Sapir and his student Whorf believed that the language you speak shapes your thoughts – so how can we share a faith if we speak a different language? Humboldt before them declared that ‘there resides in every language a characteristic worldview. As the individual sound stands between man and the object, so the entire language steps in between him and the nature that operates, both inwardly and outwardly, upon him’. The worldview embodied in a language is seen as a positive force, producing national unity not only in its linguistic but also its cultural and social dimensions. Its only negative aspect is that no individual can ever fully escape the worldview of his mother tongue.

So again, how can we share our thoughts and beliefs, first even with speakers of our own language, and be sure that they understand what we mean? If I understand God in a particular way, and you in another, can we share our understanding of God?

Let us have a look at Paul’s letter to the Corinthians, where the meaning of love is so beautifully expressed. But we must be careful in interpreting this, because much hangs on how we define love. I first realised the difficulty of interpreting this word when I realised that, while in English, we can love practically anything – our phone, our car and our partner – not necessarily in that order, in Spanish ‘amar’ the verb to love, does not have those meanings, but is restricted to love for one’s husband or wife. For other loves, we need ‘querer’ or ‘gustar’. In Greek, the language Paul wrote his letters in, there were several words for love. Paul used ‘agape’ to express the unconditional kind of love that God expressed toward us through Christ. It implies loving when there is nothing worthy to evoke love. To complicate matters further, some translations of the Bible translate this concept as charity. Paul begins ‘if ! speak with the tongues of men and angels’. This is a rhetorical way of referring to all possible speech. Then he writes ‘if ! have the gift of prophecy and know all the mysteries of knowledge…’ again language is required. He then describes love as patient, perhaps longsuffering; kind – useful and gracious; not jealous, meaning to boil with envy; not arrogant or ‘puffed out like a pair of bellows’, and so forth. This passage really underlines the difficulty of translating from the original Greek, and then makes one wonder how this is achieved in other languages.

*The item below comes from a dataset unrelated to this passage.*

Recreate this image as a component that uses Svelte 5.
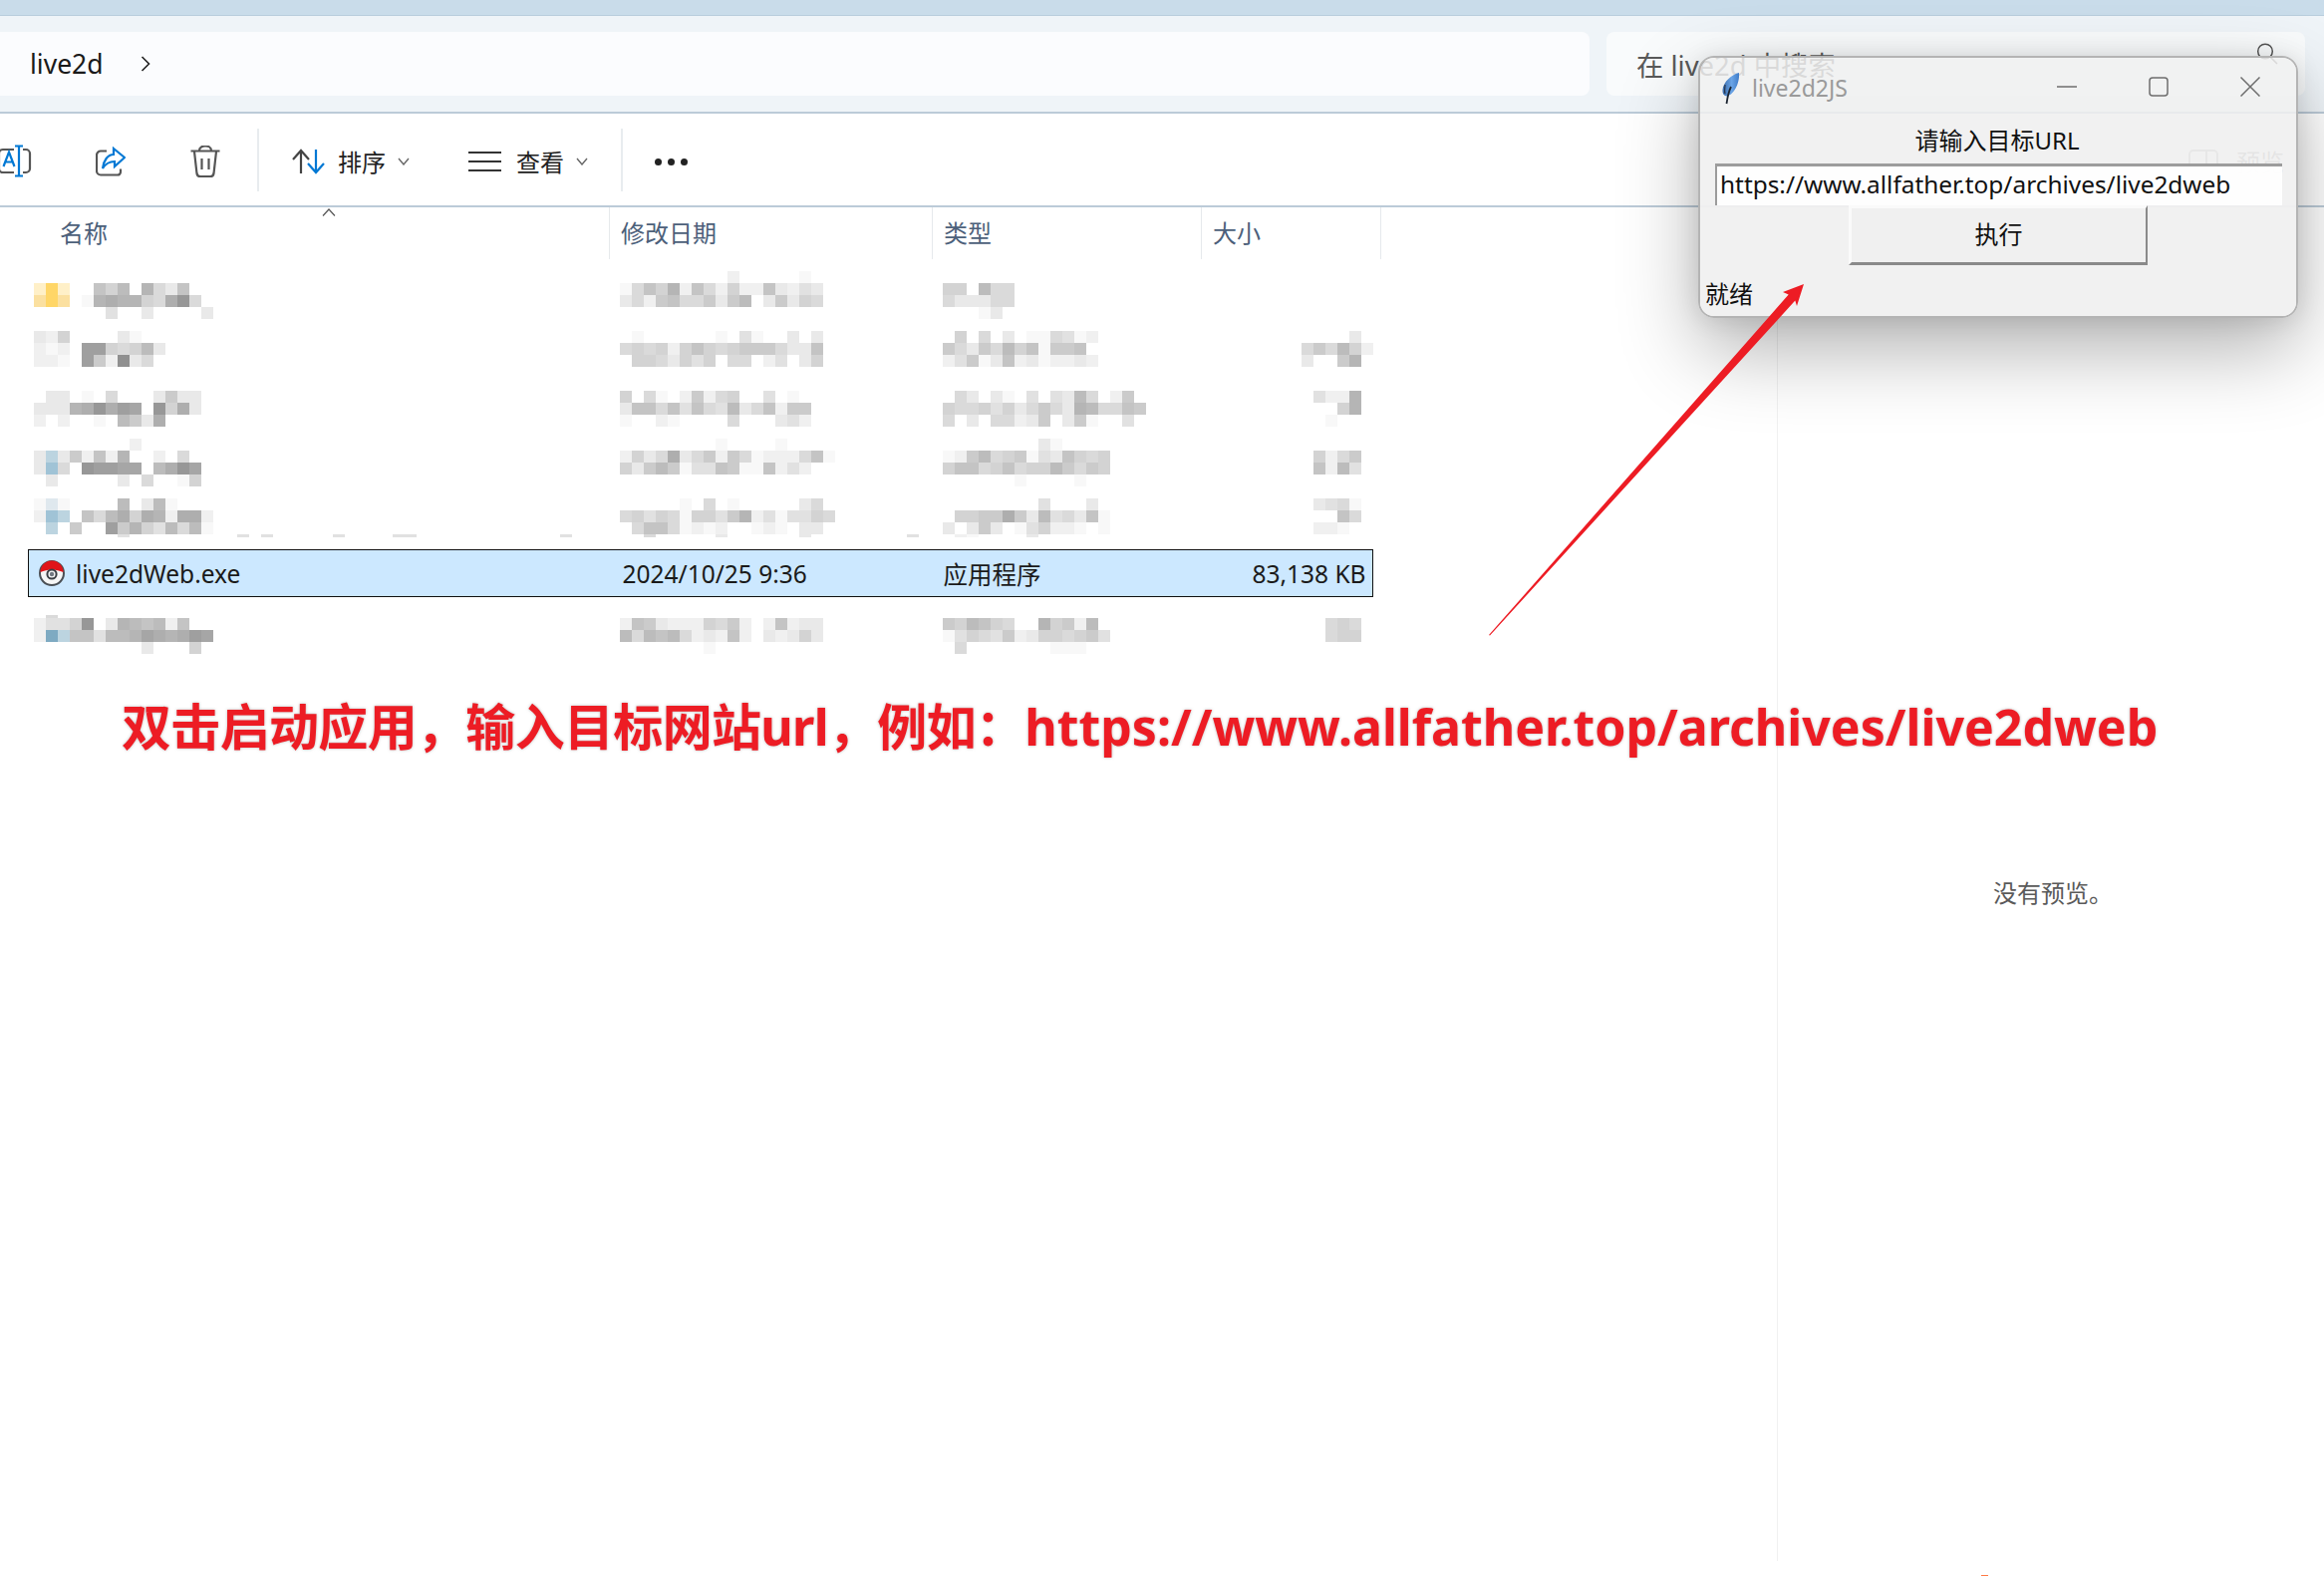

So what do we believe, and how can we share it? Is my God the same as yours? I don’t think it matters. We use language to try to communicate our beliefs with others. We share prayers and study groups, and we all come away with our own view of the ‘peace of God that passeth all understanding’. Faith doesn’t need words, it is inside and cannot be expressed. We all share a common faith but express it differently, experience it differently, wherever we are, whoever we are, and whatever language we speak.